Eldoze, finding the northern troops too hard for him, recruited an army, and marched some time after the death of Cuttub, with a view to conquer India. But, after reducing some of the northern provinces, he was defeated near Delhi, by the Emperor Altumsh, and being taken, died in confinement. The time of his reign was nine years.

As we have already given the history of two of Mahommed Ghori's adopted slaves who arrived at the imperial dignity, it may not be improper here to say something of Tughril, who raised himself from the same low situation.
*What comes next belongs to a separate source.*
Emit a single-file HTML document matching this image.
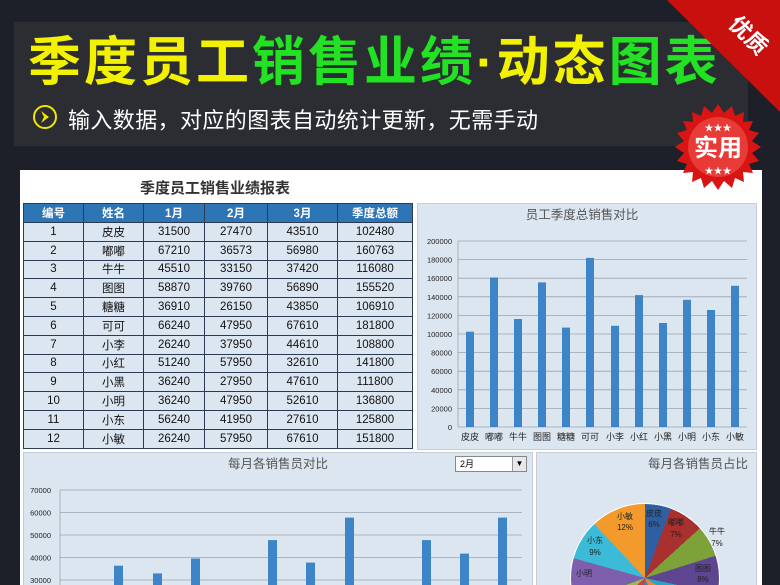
<!DOCTYPE html><html><head><meta charset="utf-8"><style>
*{margin:0;padding:0;box-sizing:border-box}
html,body{width:780px;height:585px;overflow:hidden}
body{background:#1d2029;position:relative;font-family:"Liberation Sans","Noto Sans CJK SC",sans-serif}
.a{position:absolute}
#banner{left:14px;top:22px;width:734px;height:124px;background:#2b2d32}
#t1{left:28px;top:30px;font-size:53px;font-weight:bold;letter-spacing:3px;white-space:nowrap;line-height:66px}
.y{color:#f2f200}.g{color:#23e123}
#sub{left:68px;top:103px;color:#fff;font-size:22px;letter-spacing:0.4px;white-space:nowrap}
#panel{left:20px;top:170px;width:742px;height:415px;background:#fff}
table{position:absolute;left:23px;top:203px;border-collapse:collapse;font-size:11.5px;color:#111}
td{border:1px solid #2b3a55;text-align:center;height:18.8px;background:#dce6f1;padding:0}
th{background:#2e75b6;color:#fff;font-weight:bold;height:19px;border:1px solid #2b3a55;font-size:11.5px}
.box{background:#dce6f1;border:1px solid #c6cdd6}
.tt{font-size:13px;color:#555;white-space:nowrap}
</style></head><body>
<div class="a" id="banner"></div>
<div class="a" id="t1"><span class="y">季度员工</span><span class="g">销售业绩</span><span class="y">·动态</span><span class="g">图表</span></div>
<svg class="a" style="left:32px;top:104px" width="26" height="26"><circle cx="13" cy="13" r="11" fill="none" stroke="#f2e600" stroke-width="2"/><path d="M9 7 L17 13 L9 19 L12 13Z" fill="#f2e600"/></svg>
<div class="a" id="sub">输入数据，对应的图表自动统计更新，无需手动</div>
<svg class="a" style="left:660px;top:0" width="120" height="115"><polygon points="7,0 120,0 120,112" fill="#c8100f"/><text x="86" y="42" transform="rotate(45 86 38)" font-size="22" font-weight="bold" fill="#fff" text-anchor="middle" font-family="Noto Sans CJK SC">优质</text></svg>
<div class="a" id="panel"></div>
<div class="a tt" style="left:140px;top:177px;font-size:15px;font-weight:bold;color:#333">季度员工销售业绩报表</div>
<table>
<tr><th style="width:60px">编号</th><th style="width:60px">姓名</th><th style="width:61px">1月</th><th style="width:63px">2月</th><th style="width:70px">3月</th><th style="width:75px">季度总额</th></tr>
<tr><td>1</td><td>皮皮</td><td>31500</td><td>27470</td><td>43510</td><td>102480</td></tr>
<tr><td>2</td><td>嘟嘟</td><td>67210</td><td>36573</td><td>56980</td><td>160763</td></tr>
<tr><td>3</td><td>牛牛</td><td>45510</td><td>33150</td><td>37420</td><td>116080</td></tr>
<tr><td>4</td><td>图图</td><td>58870</td><td>39760</td><td>56890</td><td>155520</td></tr>
<tr><td>5</td><td>糖糖</td><td>36910</td><td>26150</td><td>43850</td><td>106910</td></tr>
<tr><td>6</td><td>可可</td><td>66240</td><td>47950</td><td>67610</td><td>181800</td></tr>
<tr><td>7</td><td>小李</td><td>26240</td><td>37950</td><td>44610</td><td>108800</td></tr>
<tr><td>8</td><td>小红</td><td>51240</td><td>57950</td><td>32610</td><td>141800</td></tr>
<tr><td>9</td><td>小黑</td><td>36240</td><td>27950</td><td>47610</td><td>111800</td></tr>
<tr><td>10</td><td>小明</td><td>36240</td><td>47950</td><td>52610</td><td>136800</td></tr>
<tr><td>11</td><td>小东</td><td>56240</td><td>41950</td><td>27610</td><td>125800</td></tr>
<tr><td>12</td><td>小敏</td><td>26240</td><td>57950</td><td>67610</td><td>151800</td></tr>
</table>
<div class="a box" style="left:417px;top:203px;width:340px;height:247px"></div>
<div class="a box" style="left:23px;top:452px;width:510px;height:133px;border-bottom:none"></div>
<div class="a" style="left:455px;top:456px;width:72px;height:16px;background:#fff;border:1px solid #888;font-size:9px;line-height:14px;padding-left:4px">2月<div class="a" style="right:0;top:0;width:14px;height:14px;background:#e8e8e8;border-left:1px solid #999;font-size:8px;text-align:center">▼</div></div>
<div class="a" style="left:536px;top:452px;width:221px;height:133px;background:#dce6f1;border:1px solid #c6cdd6;border-bottom:none;overflow:hidden">
<div class="a" style="left:33px;top:50px;width:150px;height:150px;border-radius:50%;border:1px solid #fff;background:conic-gradient(#2f5fa3 0 20.5deg,#a8302f 20.5deg 47.8deg,#7ea23a 47.8deg 72.5deg,#5d4590 72.5deg 102.1deg,#2aa3c6 102.1deg 121.6deg,#f08a1e 121.6deg 157.4deg,#4b7cc2 157.4deg 185.7deg,#c44343 185.7deg 228.9deg,#97bb4f 228.9deg 249.8deg,#7d5fae 249.8deg 285.5deg,#3bbbd8 285.5deg 316.8deg,#f39a2c 316.8deg 360deg)"></div>
</div>
<svg class="a" style="left:0;top:0" width="780" height="585" font-family="Liberation Sans,Noto Sans CJK SC">
<text x="582" y="219" font-size="12.5" fill="#555" text-anchor="middle">员工季度总销售对比</text>
<g stroke="#9aa3ad" stroke-width="0.8">
<line x1="458" x2="747" y1="241" y2="241"/><line x1="458" x2="747" y1="259.6" y2="259.6"/><line x1="458" x2="747" y1="278.2" y2="278.2"/><line x1="458" x2="747" y1="296.8" y2="296.8"/><line x1="458" x2="747" y1="315.4" y2="315.4"/><line x1="458" x2="747" y1="334" y2="334"/><line x1="458" x2="747" y1="352.6" y2="352.6"/><line x1="458" x2="747" y1="371.2" y2="371.2"/><line x1="458" x2="747" y1="389.8" y2="389.8"/><line x1="458" x2="747" y1="408.4" y2="408.4"/><line x1="458" x2="747" y1="427" y2="427"/><line x1="458" x2="458" y1="241" y2="427"/>
</g>
<g font-size="7.5" fill="#222" text-anchor="end">
<text x="452" y="244">200000</text><text x="452" y="262.6">180000</text><text x="452" y="281.2">160000</text><text x="452" y="299.8">140000</text><text x="452" y="318.4">120000</text><text x="452" y="337">100000</text><text x="452" y="355.6">80000</text><text x="452" y="374.2">60000</text><text x="452" y="392.8">40000</text><text x="452" y="411.4">20000</text><text x="452" y="430">0</text>
</g>
<g fill="#3d85c6">
<rect x="466" y="331.7" width="8" height="95.3"/><rect x="490" y="277.5" width="8" height="149.5"/><rect x="514" y="319" width="8" height="108"/><rect x="538" y="282.4" width="8" height="144.6"/><rect x="562" y="327.6" width="8" height="99.4"/><rect x="586" y="257.9" width="8" height="169.1"/><rect x="611" y="325.8" width="8" height="101.2"/><rect x="635" y="295.1" width="8" height="131.9"/><rect x="659" y="323" width="8" height="104"/><rect x="683" y="299.8" width="8" height="127.2"/><rect x="707" y="310" width="8" height="117"/><rect x="731" y="285.8" width="8" height="141.2"/>
</g>
<g font-size="9" fill="#222" text-anchor="middle">
<text x="470" y="440">皮皮</text><text x="494" y="440">嘟嘟</text><text x="518" y="440">牛牛</text><text x="542" y="440">图图</text><text x="566" y="440">糖糖</text><text x="590" y="440">可可</text><text x="615" y="440">小李</text><text x="639" y="440">小红</text><text x="663" y="440">小黑</text><text x="687" y="440">小明</text><text x="711" y="440">小东</text><text x="735" y="440">小敏</text>
</g>
<text x="278" y="468" font-size="12.5" fill="#555" text-anchor="middle">每月各销售员对比</text>
<text x="698" y="468" font-size="12.5" fill="#555" text-anchor="middle">每月各销售员占比</text>
<g stroke="#9aa3ad" stroke-width="0.8">
<line x1="60" x2="522" y1="490" y2="490"/><line x1="60" x2="522" y1="512.5" y2="512.5"/><line x1="60" x2="522" y1="535" y2="535"/><line x1="60" x2="522" y1="557.5" y2="557.5"/><line x1="60" x2="522" y1="580" y2="580"/><line x1="60" x2="60" y1="490" y2="585"/>
</g>
<g font-size="7.5" fill="#222" text-anchor="end">
<text x="51" y="493">70000</text><text x="51" y="515.5">60000</text><text x="51" y="538">50000</text><text x="51" y="560.5">40000</text><text x="51" y="583">30000</text>
</g>
<g fill="#3d85c6">
<rect x="114" y="565.7" width="9" height="20"/><rect x="153" y="573.4" width="9" height="12"/><rect x="191" y="558.5" width="9" height="27"/><rect x="268" y="540.1" width="9" height="45"/><rect x="306" y="562.6" width="9" height="23"/><rect x="345" y="517.6" width="9" height="68"/><rect x="422" y="540.1" width="9" height="45"/><rect x="460" y="553.6" width="9" height="32"/><rect x="498" y="517.6" width="9" height="68"/>
</g>
<g font-size="8" fill="#222" text-anchor="middle">
<text x="654" y="516">皮皮</text><text x="654" y="527">6%</text>
<text x="676" y="525">嘟嘟</text><text x="676" y="537">7%</text>
<text x="717" y="534">牛牛</text><text x="717" y="546">7%</text>
<text x="703" y="571">图图</text><text x="703" y="582">8%</text>
<text x="625" y="519">小敏</text><text x="625" y="530">12%</text>
<text x="595" y="543">小东</text><text x="595" y="555">9%</text>
<text x="584" y="576">小明</text>
</g>
<g transform="translate(718,147)">
<polygon fill="#d81414" points="0,-43 6,-34 14,-41 17,-31 26,-35 25,-25 35,-26 31,-17 41,-14 34,-6 43,0 34,6 41,14 31,17 35,26 25,25 26,35 17,31 14,41 6,34 0,43 -6,34 -14,41 -17,31 -26,35 -25,25 -35,26 -31,17 -41,14 -34,6 -43,0 -34,-6 -41,-14 -31,-17 -35,-26 -25,-25 -26,-35 -17,-31 -14,-41 -6,-34"/>
<circle r="30" fill="#e83a36"/>
<text y="-16" font-size="9" fill="#fff" text-anchor="middle">★★★</text>
<text y="9" font-size="24" font-weight="bold" fill="#fff" text-anchor="middle">实用</text>
<text y="27" font-size="9" fill="#fff" text-anchor="middle">★★★</text>
</g>
</svg>
</body></html>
Tughril was a chief of some repute in the service of Mahommed; brave, and of a. virtuous disposition. They relate, that when Mahommed took the fort of Biana, he gave the command of it to Tughril, and proceeded himself to Gualier, as we have seen before. But after he left Hindostan, Tughril continued to infest the country about Gualier; the King having told him at his departure, that if he conquered the place, he would confirm him in the government of it. When he found that this manner of war had no effect, as they always found some opportunity of supplying the place, he ordered small forts to be built all round, which he garrisoned, and by this means the fort was effectually blockaded. Yet it held out for near a whole year, when, being distressed for provisions, they sent an embassy privately to Cuttub to come and take possession of the place, for they had conceived an implacable resentment against Tughril. Cuttub accordingly sent his troops to seize upon Gualier; upon which, war had almost ensued between him and Tughril. Death however interfering, put an end to the dispute; for, at this juncture, Tughril suddenly expired. The actions of the other two princes, formerly slaves to Mahommed, will be seen in the history of Sind and Punjab, to which they more properly belong.